Entries with page source code

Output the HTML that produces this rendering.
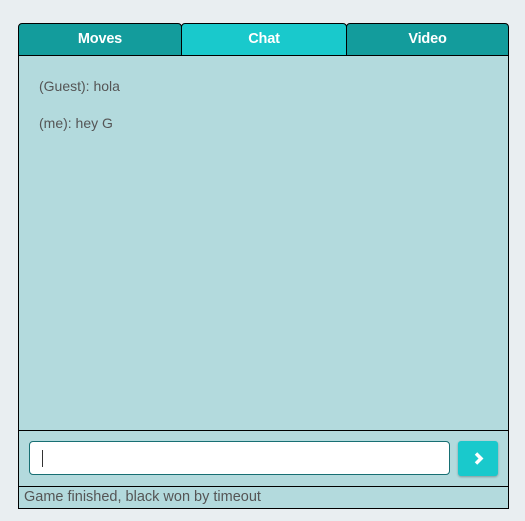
<!DOCTYPE html><html><head><style>
body{margin:0;width:525px;height:521px;background:#e9eef1;font-family:"Liberation Sans",sans-serif;position:relative;overflow:hidden}
.a{position:absolute;box-sizing:border-box}
.tab{top:23px;height:33px;border:1px solid #000;border-radius:4px 4px 0 0;color:#fff;font-size:14.5px;text-align:center;line-height:31px;background:#139c9c;font-weight:bold;letter-spacing:-0.2px}
</style></head><body>
<div class="a" style="left:18px;top:55px;width:491px;height:454px;border:1px solid #000;background:#b3dadd"></div>
<div class="a tab" style="left:18px;width:164px">Moves</div>
<div class="a tab" style="left:181px;width:166px;background:#19c9cc">Chat</div>
<div class="a tab" style="left:346px;width:163px">Video</div>
<div class="a" style="left:39px;top:78px;font-size:14px;color:#555">(Guest): hola</div>
<div class="a" style="left:39px;top:115px;font-size:14px;color:#555">(me): hey G</div>
<div class="a" style="left:18px;top:430px;width:491px;height:1px;background:#000"></div>
<div class="a" style="left:29px;top:441px;width:421px;height:34px;background:#fff;border:1px solid #176f73;border-radius:4px"></div>
<div class="a" style="left:42px;top:450px;width:1px;height:17px;background:#333"></div>
<div class="a" style="left:458px;top:441px;width:40px;height:35px;background:#19c9cc;border-radius:3px;box-shadow:0 1px 2px rgba(0,0,0,.3)"><svg width="40" height="35"><path d="M18 12.5l5 5-5 5" stroke="#fff" stroke-width="3.5" fill="none"/></svg></div>
<div class="a" style="left:18px;top:486px;width:491px;height:1px;background:#000"></div>
<div class="a" style="left:24px;top:489px;font-size:14.5px;color:#555">Game finished, black won by timeout</div>
</body></html>
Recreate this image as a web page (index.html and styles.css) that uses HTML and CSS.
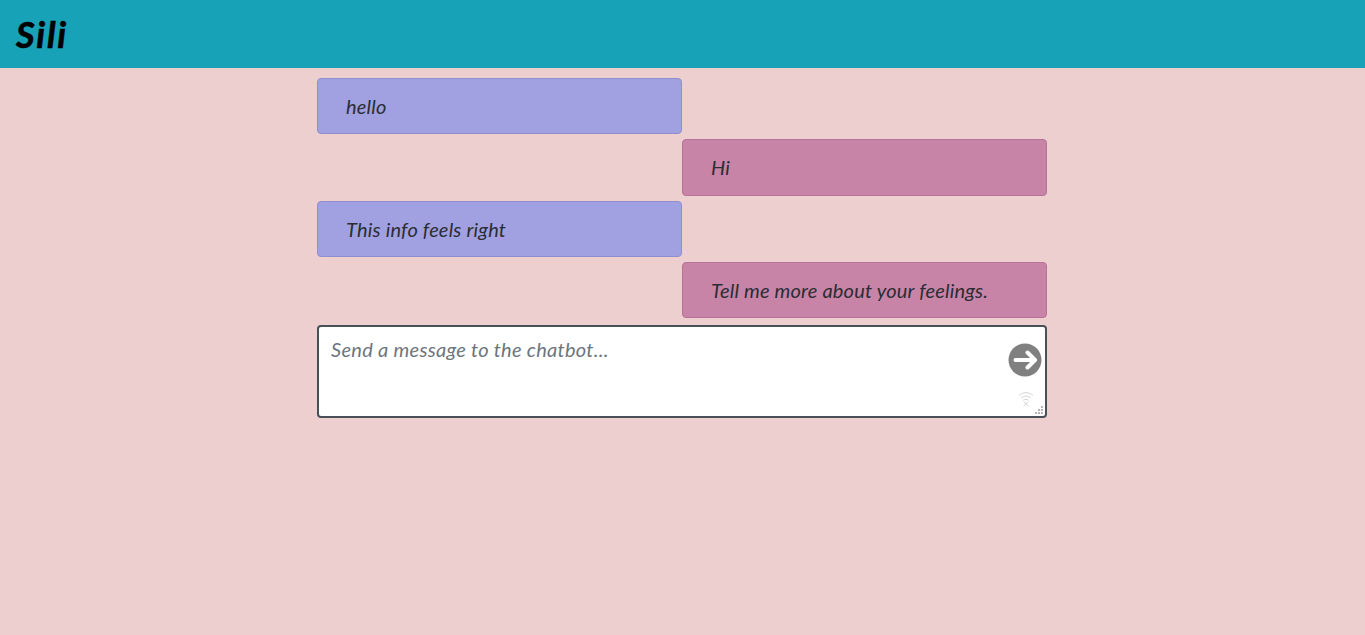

▶ **Exercise details**:
In the material above, show every line where the word "that" turns up.

▶ **Response**:
Output the HTML that produces this rendering.
Recreate this image as a web page (index.html and styles.css) that uses HTML and CSS.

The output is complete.